25. I find that the Labour Court should have rejected the said amendment application in light of the Lakshmidevamma's case (supra) since it was filed after the recording of evidence. Be that as it may, with the passage of time and the fact that the petitioner has attained the age of superannuation in 2007, this entire litigation cannot now be reopened since the petitioner at the age of 67 would have to undergo rigors of litigation. Equity demands and the ends of justice can be met by issuing such a direction which would compensate the petitioner.

26. Both the learned Advocates have informed that the gratuity of the petitioner has not been paid on account of his dismissal from employment and no retiral benefits are available to him. He has only obtained the P.F. benefits.

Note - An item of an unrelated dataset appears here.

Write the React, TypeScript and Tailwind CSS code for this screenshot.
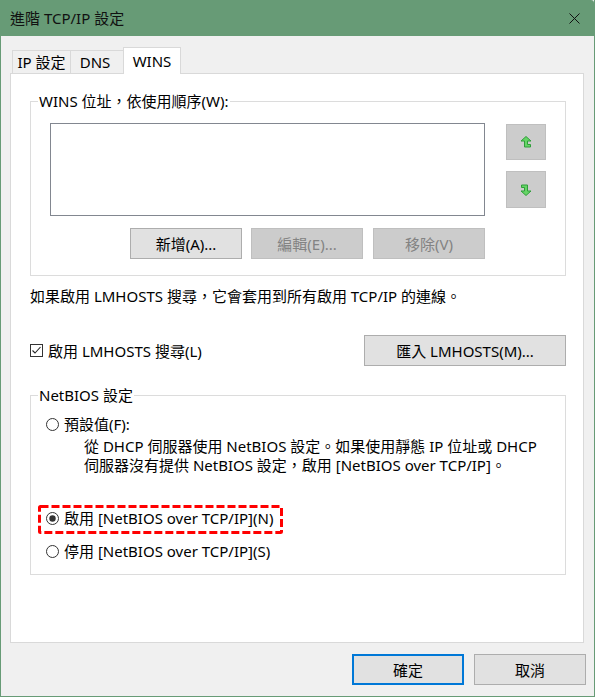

27. In the peculiar facts and circumstances of this case and in order to put the entire controversy to rest, I find that the ends of justice can be met by directing the respondent to pay gratuity to the petitioner from the date of joining employment which is 1977 till the date of his superannuation in the year 2007. I am quantifying Rs.5000/- (Rs. Five Thousand only/-) as the basis for calculating the gratuity to be paid to the petitioner by the respondent for the period from 1977 till 2007. The said gratuity will be paid by the respondent to the petitioner within a period of eight weeks from today.

28. With the above directions, the Writ Petition is partly allowed. Rule is accordingly made partly absolute. No order as to costs.